Security Enhancements
  • Allow Site Administrators to Enable/Disable Project Uploads and Downloads - By default, all Cloudera Data Science Workbench users are allowed to upload and download files to/from a project. Version 1.5 introduces a new feature flag that allows site administrators to hide the UI features that let users upload and download project files.

    Note that this feature flag only removes the relevant features from the Cloudera Data Science Workbench UI. It does not disable the ability to upload and download files through the backend web API.

    For details on how to enable this feature, see Disabling Project File Uploads and Downloads.

OpenJDK Support
Cloudera Data Science Workbench now supports Open JDK 8 on Cloudera Enterprise 5.16.1 (and higher). For details, see Product Compatibility Matrix - Supported JDK Versions.
Engines
  • Base engine upgraded with a new version of R - 3.5.1 (Base Image v7)
  • Debugging Improvements - Previously, engines and their associated logs were deleted immediately after an exit or a crash. With version 1.5, engines are now available for about 5 minutes after they have ended to allow you to collect the relevant logs.

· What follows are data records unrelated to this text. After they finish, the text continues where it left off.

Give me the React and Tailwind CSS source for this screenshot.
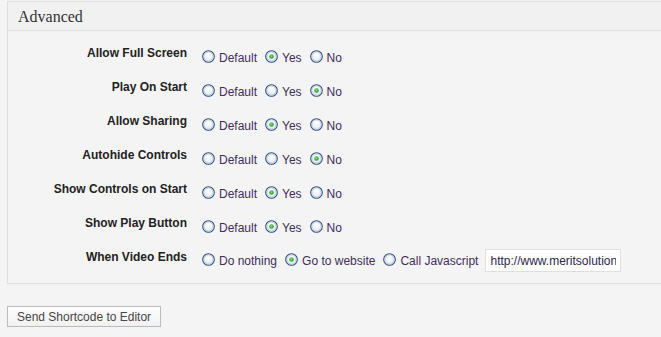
import React from 'react';

const rows = [
  { label: 'Allow Full Screen', value: 'Yes' },
  { label: 'Play On Start', value: 'No' },
  { label: 'Allow Sharing', value: 'Yes' },
  { label: 'Autohide Controls', value: 'No' },
  { label: 'Show Controls on Start', value: 'Yes' },
  { label: 'Show Play Button', value: 'Yes' },
];

function Radio({ checked }) {
  return (
    <svg width="13" height="13" viewBox="0 0 13 13" className="shrink-0">
      <defs>
        <radialGradient id="rfill" cx="50%" cy="40%" r="60%">
          <stop offset="0%" stopColor="#ffffff" />
          <stop offset="100%" stopColor="#dde3ea" />
        </radialGradient>
        <radialGradient id="rdot" cx="45%" cy="40%" r="60%">
          <stop offset="0%" stopColor="#7fe07f" />
          <stop offset="100%" stopColor="#1f9a1f" />
        </radialGradient>
      </defs>
      <circle cx="6.5" cy="6.5" r="5.8" fill="url(#rfill)" stroke="#2e4f7a" strokeWidth="1.1" />
      <circle cx="6.5" cy="6.5" r="4.6" fill="none" stroke="#b9c9dc" strokeWidth="0.8" />
      {checked && <circle cx="6.5" cy="6.5" r="2.3" fill="url(#rdot)" />}
    </svg>
  );
}

function Option({ text, checked }) {
  return (
    <label className="flex items-start">
      <Radio checked={checked} />
      <span className="ml-[4px] leading-4 text-[#3f2d5a]">{text}</span>
    </label>
  );
}

export default function App() {
  return (
    <div
      className="min-h-screen bg-[#f4f4f4] overflow-hidden text-[12px]"
      style={{ fontFamily: '"Liberation Sans", Arial, sans-serif' }}
    >
      <div className="pt-[1px]">
        <div className="ml-[7px] border border-r-0 border-[#dfdfdf] bg-[#f4f4f4]">
          <div className="h-[29px] bg-[#f1f1f1] border-b border-[#dfdfdf] pl-[10px] pt-[5px]">
            <span
              className="text-[16px] leading-5 text-[#333]"
              style={{ fontFamily: '"Liberation Serif", Georgia, serif' }}
            >
              Advanced
            </span>
          </div>
          <div className="pt-[5px] pb-[9px]">
            {rows.map((r) => (
              <div key={r.label} className="flex items-start h-[34px] pt-[9px]">
                <div className="w-[179px] text-right font-bold leading-4 text-[#222]">{r.label}</div>
                <div className="ml-[15px] mt-[5px] flex gap-[8px]">
                  {['Default', 'Yes', 'No'].map((o) => (
                    <Option key={o} text={o} checked={o === r.value} />
                  ))}
                </div>
              </div>
            ))}
            <div className="flex items-start h-[34px] pt-[9px]">
              <div className="w-[179px] text-right font-bold leading-4 text-[#222]">When Video Ends</div>
              <div className="ml-[15px] flex items-center h-[23px] gap-[8px]">
                <Option text="Do nothing" />
                <Option text="Go to website" checked />
                <Option text="Call Javascript" />
                <input
                  type="text"
                  defaultValue="http://www.meritsolutions.com"
                  className="-ml-[1px] w-[136px] h-[23px] bg-white border border-[#dfdfdf] px-[4px] text-[12px] text-[#2d1f4a] outline-none"
                  style={{ fontFamily: '"Liberation Sans", Arial, sans-serif' }}
                />
              </div>
            </div>
          </div>
        </div>
      </div>
      <div className="mt-[22px] ml-[7px]">
        <button className="h-[21px] px-[9px] border border-[#bbb] bg-gradient-to-b from-[#ffffff] to-[#f0f0f0] text-[12px] text-[#464646] leading-4">
          Send Shortcode to Editor
        </button>
      </div>
    </div>
  );
}
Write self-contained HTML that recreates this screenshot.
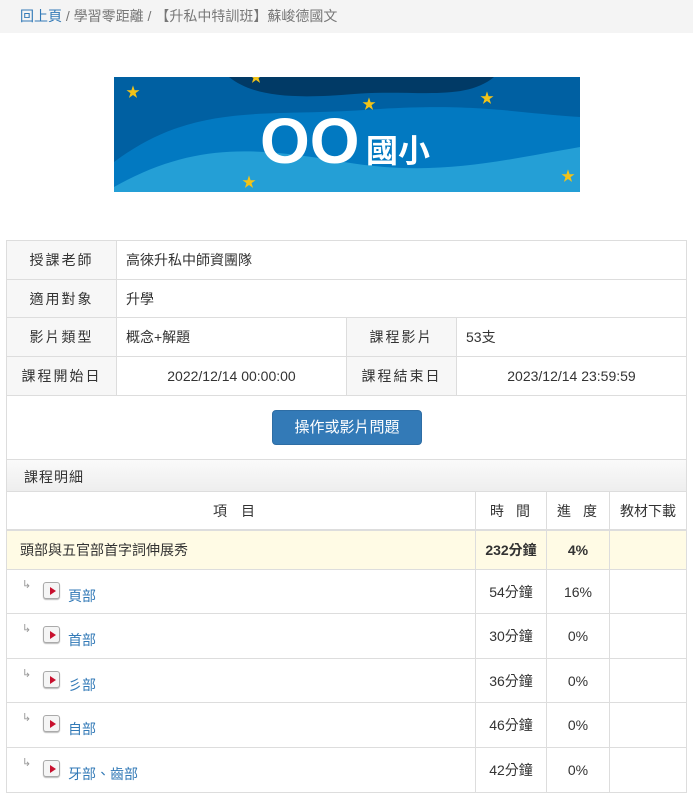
<!DOCTYPE html>
<html><head><meta charset="utf-8"><style>
*{box-sizing:border-box;margin:0;padding:0}
body{width:693px;height:793px;overflow:hidden;background:#fff;font-family:"Liberation Sans","Noto Sans CJK TC",sans-serif;font-size:14px;color:#333;position:relative}
.bc{position:absolute;left:0;top:0;width:693px;height:33px;background:#f4f4f4;padding:6px 0 0 20px;font-size:14px;color:#777}
.bc a{color:#337ab7;text-decoration:none}
.ban{position:absolute;left:114px;top:77px;width:466px;height:115px;overflow:hidden}
.abs{position:absolute}
.cell{position:absolute;border-right:1px solid #ddd;border-bottom:1px solid #ddd;display:flex;align-items:center}
.lab{background:#f7f7f7;justify-content:center;letter-spacing:2px}
.box{position:absolute;left:6px;top:240px;width:681px;height:553px;border:1px solid #ddd;border-bottom:none}
.btn{position:absolute;left:272px;top:410px;width:150px;height:35px;background:#337ab7;border:1px solid #2e6da4;border-radius:4px;color:#fff;font-size:15px;text-align:center;line-height:33px}
.hd{position:absolute;left:6px;top:459px;width:681px;height:33px;background:linear-gradient(#fafafa,#eee);border:1px solid #ddd;padding:7px 0 0 17px;letter-spacing:1px}
.c{justify-content:center}
.play{position:absolute;width:17px;height:17px;border:1px solid #aaa;border-radius:3px;background:#f5f5f5;box-shadow:0 1px 1px #bbb}
.play:after{content:"";position:absolute;left:6px;top:4px;border-left:6px solid #c8102e;border-top:4px solid transparent;border-bottom:4px solid transparent}
.lk{color:#337ab7}
.arr{position:absolute;color:#999;font-size:11px}
</style></head><body>
<div class="bc"><a>回上頁</a> / 學習零距離 / 【升私中特訓班】蘇峻德國文</div>
<div class="ban">
<svg width="466" height="115" viewBox="0 0 466 115">
<rect width="466" height="115" fill="#0279c1"/>
<path d="M0 0H466V40C400 36 360 25 250 33C150 40 80 25 0 85Z" fill="#0060a2"/>
<path d="M115 0H380C350 25 300 12 240 17C180 22 140 20 115 0Z" fill="#013a66"/>
<path d="M0 115V110C80 65 140 70 230 85C320 100 380 85 466 70V115Z" fill="#249fd6"/>
<text x="146" y="86" fill="#fff" font-size="64" font-weight="bold" font-family="Liberation Sans,sans-serif">OO</text>
<text x="252" y="85" fill="#fff" font-size="32" font-weight="bold" font-family="Noto Sans CJK TC,sans-serif">國小</text>
<g fill="#f2c318" font-size="14"><text x="12" y="20">★</text><text x="135" y="5">★</text><text x="248" y="32">★</text><text x="366" y="26">★</text><text x="128" y="110">★</text><text x="447" y="104">★</text></g>
</svg></div>
<div class="box"></div>
<div class="cell lab" style="left:7px;top:241px;width:110px;height:39px">授課老師</div>
<div class="cell" style="left:117px;top:241px;width:570px;height:39px;padding-left:9px">高徠升私中師資團隊</div>
<div class="cell lab" style="left:7px;top:280px;width:110px;height:38px">適用對象</div>
<div class="cell" style="left:117px;top:280px;width:570px;height:38px;padding-left:9px">升學</div>
<div class="cell lab" style="left:7px;top:318px;width:110px;height:39px">影片類型</div>
<div class="cell" style="left:117px;top:318px;width:230px;height:39px;padding-left:9px">概念+解題</div>
<div class="cell lab" style="left:347px;top:318px;width:110px;height:39px">課程影片</div>
<div class="cell" style="left:457px;top:318px;width:230px;height:39px;padding-left:9px">53支</div>
<div class="cell lab" style="left:7px;top:357px;width:110px;height:39px">課程開始日</div>
<div class="cell c" style="left:117px;top:357px;width:230px;height:39px">2022/12/14 00:00:00</div>
<div class="cell lab" style="left:347px;top:357px;width:110px;height:39px">課程結束日</div>
<div class="cell c" style="left:457px;top:357px;width:230px;height:39px">2023/12/14 23:59:59</div>
<div class="btn">操作或影片問題</div>
<div class="hd">課程明細</div>
<div class="cell c" style="left:7px;top:492px;width:469px;height:39px;border-bottom:2px solid #ddd;letter-spacing:14px">項目</div>
<div class="cell c" style="left:476px;top:492px;width:71px;height:39px;border-bottom:2px solid #ddd;letter-spacing:12px;padding-left:10px">時間</div>
<div class="cell c" style="left:547px;top:492px;width:63px;height:39px;border-bottom:2px solid #ddd;letter-spacing:12px;padding-left:10px">進度</div>
<div class="cell c" style="left:610px;top:492px;width:77px;height:39px;border-bottom:2px solid #ddd">教材下載</div>
<div class="cell" style="left:7px;top:531px;width:469px;height:39px;background:#fffbe5;padding-left:13px">頭部與五官部首字詞伸展秀</div>
<div class="cell c" style="left:476px;top:531px;width:71px;height:39px;background:#fffbe5;font-weight:bold">232分鐘</div>
<div class="cell c" style="left:547px;top:531px;width:63px;height:39px;background:#fffbe5;font-weight:bold">4%</div>
<div class="cell" style="left:610px;top:531px;width:77px;height:39px;background:#fffbe5"></div>

<div class="cell" style="left:7px;top:570px;width:469px;height:44px"><span class="arr" style="left:15px;top:8px">↳</span><span class="play" style="left:36px;top:12px"></span><span class="abs lk" style="left:61px;top:16px">頁部</span></div>
<div class="cell c" style="left:476px;top:570px;width:71px;height:44px">54分鐘</div>
<div class="cell c" style="left:547px;top:570px;width:63px;height:44px">16%</div>
<div class="cell" style="left:610px;top:570px;width:77px;height:44px"></div>

<div class="cell" style="left:7px;top:614px;width:469px;height:45px"><span class="arr" style="left:15px;top:8px">↳</span><span class="play" style="left:36px;top:12px"></span><span class="abs lk" style="left:61px;top:16px">首部</span></div>
<div class="cell c" style="left:476px;top:614px;width:71px;height:45px">30分鐘</div>
<div class="cell c" style="left:547px;top:614px;width:63px;height:45px">0%</div>
<div class="cell" style="left:610px;top:614px;width:77px;height:45px"></div>

<div class="cell" style="left:7px;top:659px;width:469px;height:44px"><span class="arr" style="left:15px;top:8px">↳</span><span class="play" style="left:36px;top:12px"></span><span class="abs lk" style="left:61px;top:16px">彡部</span></div>
<div class="cell c" style="left:476px;top:659px;width:71px;height:44px">36分鐘</div>
<div class="cell c" style="left:547px;top:659px;width:63px;height:44px">0%</div>
<div class="cell" style="left:610px;top:659px;width:77px;height:44px"></div>

<div class="cell" style="left:7px;top:703px;width:469px;height:45px"><span class="arr" style="left:15px;top:8px">↳</span><span class="play" style="left:36px;top:12px"></span><span class="abs lk" style="left:61px;top:16px">自部</span></div>
<div class="cell c" style="left:476px;top:703px;width:71px;height:45px">46分鐘</div>
<div class="cell c" style="left:547px;top:703px;width:63px;height:45px">0%</div>
<div class="cell" style="left:610px;top:703px;width:77px;height:45px"></div>

<div class="cell" style="left:7px;top:748px;width:469px;height:45px"><span class="arr" style="left:15px;top:8px">↳</span><span class="play" style="left:36px;top:12px"></span><span class="abs lk" style="left:61px;top:16px">牙部、齒部</span></div>
<div class="cell c" style="left:476px;top:748px;width:71px;height:45px">42分鐘</div>
<div class="cell c" style="left:547px;top:748px;width:63px;height:45px">0%</div>
<div class="cell" style="left:610px;top:748px;width:77px;height:45px"></div>
</body></html>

    Additionally, when an engine exits with a non-zero status code, the last 50 lines from the engine's logs are now printed to the Workbench console. Note that a non-zero exit code and the presence of engine logs in the Workbench does not always imply a problem with the code. Events such as session timeouts and out-of-memory issues are also assigned non-zero exit codes and will display engine logs.

Installation and Upgrade
  • New Configuration Parameters - Version 1.5 includes three new configuration parameters that can be used to specify the type of distribution you are running, the directory for the installed packages/parcels, and the path where Anaconda is installed (for HDP only).
    • DISTRO
    • DISTRO_DIR
    • ANACONDA_DIR
    Details and sample values for these properties have been added to the relevant installation topics for CDH and HDP.
  • DOCKER_TMPDIR changed to /var/lib/cdsw/tmp/docker - Previously the Cloudera Data Science Workbench installer would temporarily decompress the base engine image file to the /var/lib/docker/tmp directory. Starting with version 1.5, the installer will use the /var/lib/cdsw/tmp/docker directory instead. Make sure you have an Application block device mounted to /var/lib/cdsw as recommended so that installation/upgrade can proceed without issues.
  • Improved Validation Checks - Improved the validation checks run by the installer and the error messages that are displayed during the installation process. Cloudera Data Science Workbench now:
    • Checks that space is available on the root directory, the Application Block Device and the Docker Block Device(s).
    • Checks that DNS forward and reverse lookup works for the Cloudera Data Science Workbench Domain and Master IP address provided.
    • Displays better error messages for the cdsw status and cdsw validate commands for easier debugging.
Command Line
  • cdsw logs - Previously, the cdsw logs command generated two log bundles - one in plaintext and one with sensitive information redacted. With version 1.5, the command now generates only a single bundle that has all the sensitive information redacted by default.

    To turn off redaction of log files for internal use, you can use the new --skip-redaction option as follows:
    cdsw logs --skip-redaction
Networking
  • Cloudera Data Science Workbench now uses DNS hostnames (not IP addresses) for internal communication between components. As a result, the wildcard DNS hostname configured for Cloudera Data Science Workbench must now be resolvable from both, the CDSW cluster, and your browser.

  • Cloudera Data Science Workbench now enables IPv4 forwarding (net.ipv4.conf.default.forwarding) during the installation process.